Ate Maria’s nephews and children welcomed us as we arrive in chockfull backpacks and high spirits. The children knew how to treat their visitors. My wife Kai had fun conversing with them in Ilongo dialect. T’boli and Ilonggo are the major dialects spoken in Lake Sebu, both comprising 95.5% of the population.
Happy Apps for the happy children

Once you learn how these beads were made you'll surely get some for yourself to keep


Beads made from recycled plastics and styros.
We spent the early part of the night interacting with the children who demonstrated to us how the colorful native bracelets are made from tiny beads produced from recycled plastics and seeds of some indigenous trees.
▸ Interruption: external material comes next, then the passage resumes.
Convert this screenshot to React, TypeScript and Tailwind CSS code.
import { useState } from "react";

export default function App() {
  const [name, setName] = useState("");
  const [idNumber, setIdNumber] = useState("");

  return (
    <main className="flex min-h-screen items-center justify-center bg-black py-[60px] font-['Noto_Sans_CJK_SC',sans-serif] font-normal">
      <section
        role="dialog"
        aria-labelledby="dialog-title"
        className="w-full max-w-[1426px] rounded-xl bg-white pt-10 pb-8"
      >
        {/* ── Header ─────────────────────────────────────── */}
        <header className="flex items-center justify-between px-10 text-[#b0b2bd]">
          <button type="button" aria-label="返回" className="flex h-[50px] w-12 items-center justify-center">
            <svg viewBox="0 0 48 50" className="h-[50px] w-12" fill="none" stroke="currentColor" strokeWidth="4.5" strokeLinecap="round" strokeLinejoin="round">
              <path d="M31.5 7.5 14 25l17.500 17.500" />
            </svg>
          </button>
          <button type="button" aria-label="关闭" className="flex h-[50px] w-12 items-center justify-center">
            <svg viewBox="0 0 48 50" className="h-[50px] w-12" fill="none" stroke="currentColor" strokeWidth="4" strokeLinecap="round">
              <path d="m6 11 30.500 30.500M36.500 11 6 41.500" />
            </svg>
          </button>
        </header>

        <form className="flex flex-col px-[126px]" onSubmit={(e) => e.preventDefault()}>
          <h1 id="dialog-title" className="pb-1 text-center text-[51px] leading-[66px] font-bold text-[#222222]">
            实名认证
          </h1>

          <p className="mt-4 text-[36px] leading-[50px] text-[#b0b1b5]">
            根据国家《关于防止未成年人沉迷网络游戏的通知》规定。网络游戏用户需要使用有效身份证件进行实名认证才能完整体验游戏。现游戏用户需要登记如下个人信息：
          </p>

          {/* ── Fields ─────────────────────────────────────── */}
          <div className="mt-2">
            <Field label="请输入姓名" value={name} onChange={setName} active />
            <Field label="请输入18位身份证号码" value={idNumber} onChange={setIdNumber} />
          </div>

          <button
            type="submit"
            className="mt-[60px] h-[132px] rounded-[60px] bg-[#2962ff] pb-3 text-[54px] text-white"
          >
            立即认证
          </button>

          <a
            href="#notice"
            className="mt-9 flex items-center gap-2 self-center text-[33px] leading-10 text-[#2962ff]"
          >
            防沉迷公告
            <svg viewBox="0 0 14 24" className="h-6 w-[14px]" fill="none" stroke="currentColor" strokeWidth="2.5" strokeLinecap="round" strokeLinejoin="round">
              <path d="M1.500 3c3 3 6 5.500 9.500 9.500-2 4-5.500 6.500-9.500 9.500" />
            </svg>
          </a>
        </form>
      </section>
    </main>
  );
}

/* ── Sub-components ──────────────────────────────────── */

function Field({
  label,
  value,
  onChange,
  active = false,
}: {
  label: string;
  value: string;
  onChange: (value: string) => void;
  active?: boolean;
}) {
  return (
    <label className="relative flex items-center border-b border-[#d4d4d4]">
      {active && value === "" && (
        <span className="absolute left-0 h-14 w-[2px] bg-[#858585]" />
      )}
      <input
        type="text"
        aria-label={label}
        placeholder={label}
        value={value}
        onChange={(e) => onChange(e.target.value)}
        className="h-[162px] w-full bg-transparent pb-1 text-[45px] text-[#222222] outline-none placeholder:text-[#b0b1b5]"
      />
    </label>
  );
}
The children serenaded us with a Hegalong, a two-stringed instrument played with a dance. Hegalong is played as accompaniment for songs and dances and is carved from local woods.

The Tbolis play traditional musical instruments as a hobby and it is said to soothe the mind. The children sampled us with Lemlunay, a song about a paradise, a place that is becoming more and more impossible as modernization attempts to overtake the local culture.
 
good morning birthday greetings from the Tboli children

a cell of indigenous knowledge
We also met in the long house two of the bearers of Tboli traditions: Ye Barang Ofong, one of the few remaining Tboli elders esteemed for her T’nalak weavings, and; Ye Luming Faan, a bead-making artisan who produces colorful beads from recycled Styrofoam and plastics.

The Tboli house that stands on top of a small hill is Ate Mayang’s SLT’s second longhouse after the first was toppled down by strong wind in 2012. Travelers and private groups and individuals led by writer Edgar Allan of eazytraveler.com helped for the construction of the new long house by organizing an online fund-raising drive in the same year. Ate Mayang would not miss mentioning Allan’s name and the things he did for the SLT to her visitors.

It was a good night’s sleep on bamboo flooring in a partition reserved for us inside the long house. A horse’s nicker greeted us with good morning. “Perhaps the roosters were absent”, Kai quipped enjoying the rural setting.

The children loved surprises! They gifted us with bracelets and necklaces before we slept. The following morning three of them surprised me with freshly-cut stems of bird-of-paradise flowers and greeted me a happy birthday.
Ye Barang, one of Lake Sebu's revered dreamweaver

It is also a sanctuary
Outside the long house, the placid Lake with blooming pink lotuses is a refreshing view. The morning sun lit the terrace area where the rest of the children, 12 of them to be exact, also mingled with us. Priceless!
Definitely, we're going back to spend more time with our newfound Tboli friends.
Ate Mayang’s Tboli house is indeed a home for local culture and traditional crafts. It was not built to give full comfort to the visitors but to offer an authentic experience of the local culture not available in the plush rooms and fenced compounds of tidy resorts. After all, it won’t hurt to forego comfort and the company of fellow tourist for an enriching experience with the tribal folks.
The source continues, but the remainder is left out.